__EXERCISE TASK__.
Work out how many lines of the material below mention the word "screenshot"; reply with the number only.

__SUPPLIED DATA__.
════════

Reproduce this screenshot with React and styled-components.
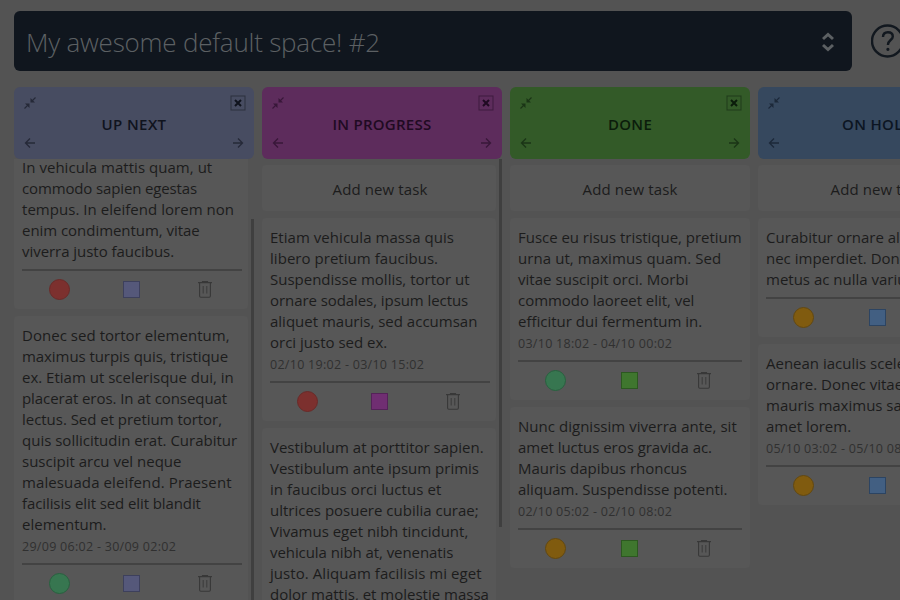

════════

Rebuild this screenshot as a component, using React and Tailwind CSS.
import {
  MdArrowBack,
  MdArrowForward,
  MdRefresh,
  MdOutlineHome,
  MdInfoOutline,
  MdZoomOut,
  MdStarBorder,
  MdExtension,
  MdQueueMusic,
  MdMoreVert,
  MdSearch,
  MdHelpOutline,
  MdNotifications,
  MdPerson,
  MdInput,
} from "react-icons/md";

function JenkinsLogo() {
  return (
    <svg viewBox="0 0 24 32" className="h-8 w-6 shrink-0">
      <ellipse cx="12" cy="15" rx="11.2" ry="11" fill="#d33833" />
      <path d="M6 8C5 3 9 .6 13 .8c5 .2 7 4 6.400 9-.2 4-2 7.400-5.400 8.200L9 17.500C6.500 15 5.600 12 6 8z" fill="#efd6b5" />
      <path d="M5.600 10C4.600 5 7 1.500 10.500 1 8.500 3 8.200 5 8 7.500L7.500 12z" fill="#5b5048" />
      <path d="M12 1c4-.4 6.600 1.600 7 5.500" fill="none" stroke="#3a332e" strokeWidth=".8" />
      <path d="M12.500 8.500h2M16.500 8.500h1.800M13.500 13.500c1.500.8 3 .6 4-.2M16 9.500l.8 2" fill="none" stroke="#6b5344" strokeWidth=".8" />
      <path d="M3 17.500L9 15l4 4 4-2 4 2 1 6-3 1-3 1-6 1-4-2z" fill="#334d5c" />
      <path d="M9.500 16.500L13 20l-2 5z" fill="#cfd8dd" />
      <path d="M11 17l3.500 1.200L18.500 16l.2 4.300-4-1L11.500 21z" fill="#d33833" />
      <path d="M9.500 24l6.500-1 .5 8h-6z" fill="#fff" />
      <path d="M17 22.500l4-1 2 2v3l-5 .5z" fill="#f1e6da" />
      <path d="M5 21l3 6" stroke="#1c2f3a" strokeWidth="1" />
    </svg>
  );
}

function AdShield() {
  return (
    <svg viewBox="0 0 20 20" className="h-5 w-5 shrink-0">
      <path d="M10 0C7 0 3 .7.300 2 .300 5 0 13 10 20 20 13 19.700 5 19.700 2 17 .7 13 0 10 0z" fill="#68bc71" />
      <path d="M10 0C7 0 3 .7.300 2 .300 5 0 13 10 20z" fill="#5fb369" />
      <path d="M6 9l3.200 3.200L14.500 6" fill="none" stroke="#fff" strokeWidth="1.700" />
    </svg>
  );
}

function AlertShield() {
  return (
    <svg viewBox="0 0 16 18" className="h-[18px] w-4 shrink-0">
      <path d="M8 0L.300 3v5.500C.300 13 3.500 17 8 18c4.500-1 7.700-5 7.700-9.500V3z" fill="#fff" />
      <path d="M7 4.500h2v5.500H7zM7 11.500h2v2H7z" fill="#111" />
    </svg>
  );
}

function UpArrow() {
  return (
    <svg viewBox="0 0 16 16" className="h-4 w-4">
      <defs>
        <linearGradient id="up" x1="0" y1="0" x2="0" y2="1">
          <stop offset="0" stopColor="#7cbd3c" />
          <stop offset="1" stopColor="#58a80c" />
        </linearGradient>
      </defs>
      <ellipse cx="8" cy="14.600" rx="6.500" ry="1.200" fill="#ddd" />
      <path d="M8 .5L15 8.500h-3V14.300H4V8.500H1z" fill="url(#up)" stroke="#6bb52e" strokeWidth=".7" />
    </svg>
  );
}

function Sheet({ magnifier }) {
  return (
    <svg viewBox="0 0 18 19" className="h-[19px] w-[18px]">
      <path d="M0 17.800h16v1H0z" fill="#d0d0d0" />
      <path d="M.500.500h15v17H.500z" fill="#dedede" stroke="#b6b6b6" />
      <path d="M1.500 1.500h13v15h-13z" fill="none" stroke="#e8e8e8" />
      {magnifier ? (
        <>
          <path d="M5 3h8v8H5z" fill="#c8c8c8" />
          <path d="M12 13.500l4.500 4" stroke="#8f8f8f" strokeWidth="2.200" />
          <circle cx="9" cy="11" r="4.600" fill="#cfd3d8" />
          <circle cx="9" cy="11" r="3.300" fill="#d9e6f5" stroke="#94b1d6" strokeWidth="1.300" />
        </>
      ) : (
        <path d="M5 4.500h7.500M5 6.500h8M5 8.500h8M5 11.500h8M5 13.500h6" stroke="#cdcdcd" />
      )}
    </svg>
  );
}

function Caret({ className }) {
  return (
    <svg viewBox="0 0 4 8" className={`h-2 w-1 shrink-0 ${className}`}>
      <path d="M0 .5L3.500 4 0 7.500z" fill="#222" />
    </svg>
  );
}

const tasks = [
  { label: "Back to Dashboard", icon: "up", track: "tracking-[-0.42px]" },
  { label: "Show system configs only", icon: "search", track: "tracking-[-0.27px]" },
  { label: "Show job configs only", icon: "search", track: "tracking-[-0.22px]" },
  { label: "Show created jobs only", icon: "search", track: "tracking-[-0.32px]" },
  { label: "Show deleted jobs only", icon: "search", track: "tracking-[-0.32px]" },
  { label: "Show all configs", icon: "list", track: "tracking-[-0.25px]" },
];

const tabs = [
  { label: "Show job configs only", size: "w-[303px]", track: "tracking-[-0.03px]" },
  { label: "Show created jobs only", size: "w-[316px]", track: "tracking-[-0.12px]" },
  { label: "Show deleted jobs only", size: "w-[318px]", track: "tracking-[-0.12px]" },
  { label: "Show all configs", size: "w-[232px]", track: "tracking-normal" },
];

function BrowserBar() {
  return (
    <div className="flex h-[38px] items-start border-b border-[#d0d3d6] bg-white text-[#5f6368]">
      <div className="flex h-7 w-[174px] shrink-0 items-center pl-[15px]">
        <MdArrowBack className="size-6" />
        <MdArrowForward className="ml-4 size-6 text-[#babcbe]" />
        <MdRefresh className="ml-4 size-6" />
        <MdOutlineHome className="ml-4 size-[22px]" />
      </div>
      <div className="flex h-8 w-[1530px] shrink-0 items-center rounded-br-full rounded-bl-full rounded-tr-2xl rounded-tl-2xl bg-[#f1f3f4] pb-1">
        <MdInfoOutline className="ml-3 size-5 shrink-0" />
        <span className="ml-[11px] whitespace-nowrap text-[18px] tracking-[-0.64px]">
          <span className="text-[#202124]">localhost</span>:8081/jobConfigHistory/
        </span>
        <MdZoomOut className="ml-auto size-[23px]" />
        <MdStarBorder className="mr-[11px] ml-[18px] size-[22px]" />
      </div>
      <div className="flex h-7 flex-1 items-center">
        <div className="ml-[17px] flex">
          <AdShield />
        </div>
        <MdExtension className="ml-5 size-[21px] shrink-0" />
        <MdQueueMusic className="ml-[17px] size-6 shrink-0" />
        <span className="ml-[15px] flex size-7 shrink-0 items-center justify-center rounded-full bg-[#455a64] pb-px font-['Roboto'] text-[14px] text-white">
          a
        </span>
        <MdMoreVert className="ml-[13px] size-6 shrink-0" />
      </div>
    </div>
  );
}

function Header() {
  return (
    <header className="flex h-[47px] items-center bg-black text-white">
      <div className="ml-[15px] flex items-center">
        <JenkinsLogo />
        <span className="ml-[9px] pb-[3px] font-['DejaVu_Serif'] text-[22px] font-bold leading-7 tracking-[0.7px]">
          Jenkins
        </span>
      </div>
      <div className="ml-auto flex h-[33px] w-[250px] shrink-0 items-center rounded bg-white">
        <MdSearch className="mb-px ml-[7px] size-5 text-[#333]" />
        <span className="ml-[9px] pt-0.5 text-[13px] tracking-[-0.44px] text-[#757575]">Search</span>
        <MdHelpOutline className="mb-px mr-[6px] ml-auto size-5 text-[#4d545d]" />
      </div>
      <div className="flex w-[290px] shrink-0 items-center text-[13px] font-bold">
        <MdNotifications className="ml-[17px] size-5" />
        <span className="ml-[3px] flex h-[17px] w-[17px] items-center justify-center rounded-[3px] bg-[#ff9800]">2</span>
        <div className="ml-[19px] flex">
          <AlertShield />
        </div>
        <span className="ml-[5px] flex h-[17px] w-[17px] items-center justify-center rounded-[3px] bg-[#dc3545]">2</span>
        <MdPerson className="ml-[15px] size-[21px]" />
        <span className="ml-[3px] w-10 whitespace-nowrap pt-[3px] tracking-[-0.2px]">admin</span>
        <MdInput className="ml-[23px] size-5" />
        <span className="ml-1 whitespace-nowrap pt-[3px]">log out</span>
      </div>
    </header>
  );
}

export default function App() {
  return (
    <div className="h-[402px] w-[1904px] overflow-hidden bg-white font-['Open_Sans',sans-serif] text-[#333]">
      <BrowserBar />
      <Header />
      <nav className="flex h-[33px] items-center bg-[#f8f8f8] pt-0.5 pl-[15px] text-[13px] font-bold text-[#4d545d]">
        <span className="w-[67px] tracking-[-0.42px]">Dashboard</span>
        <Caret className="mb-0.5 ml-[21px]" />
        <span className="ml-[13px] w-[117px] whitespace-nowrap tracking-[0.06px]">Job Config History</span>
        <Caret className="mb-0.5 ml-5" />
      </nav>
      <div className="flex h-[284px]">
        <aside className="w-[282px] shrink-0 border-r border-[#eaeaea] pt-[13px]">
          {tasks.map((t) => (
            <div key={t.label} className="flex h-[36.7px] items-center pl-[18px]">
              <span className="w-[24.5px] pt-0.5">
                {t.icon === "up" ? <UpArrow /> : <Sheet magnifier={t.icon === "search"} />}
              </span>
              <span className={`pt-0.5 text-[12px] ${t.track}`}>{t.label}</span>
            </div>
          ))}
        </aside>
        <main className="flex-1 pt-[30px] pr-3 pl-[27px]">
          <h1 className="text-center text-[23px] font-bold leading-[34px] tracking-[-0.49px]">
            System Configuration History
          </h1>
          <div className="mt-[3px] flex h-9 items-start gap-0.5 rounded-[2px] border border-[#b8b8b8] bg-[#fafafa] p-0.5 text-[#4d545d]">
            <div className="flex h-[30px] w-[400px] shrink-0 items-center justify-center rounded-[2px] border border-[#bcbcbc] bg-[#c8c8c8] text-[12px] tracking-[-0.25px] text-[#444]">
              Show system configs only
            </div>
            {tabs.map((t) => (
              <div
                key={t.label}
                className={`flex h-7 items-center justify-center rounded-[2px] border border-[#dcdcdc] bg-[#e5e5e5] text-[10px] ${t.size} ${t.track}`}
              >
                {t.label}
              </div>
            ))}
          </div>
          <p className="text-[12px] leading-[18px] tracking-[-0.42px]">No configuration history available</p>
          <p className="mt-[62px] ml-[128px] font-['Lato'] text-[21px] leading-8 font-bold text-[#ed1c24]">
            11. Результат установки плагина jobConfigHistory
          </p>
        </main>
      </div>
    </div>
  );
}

════════

__REPLY__.
2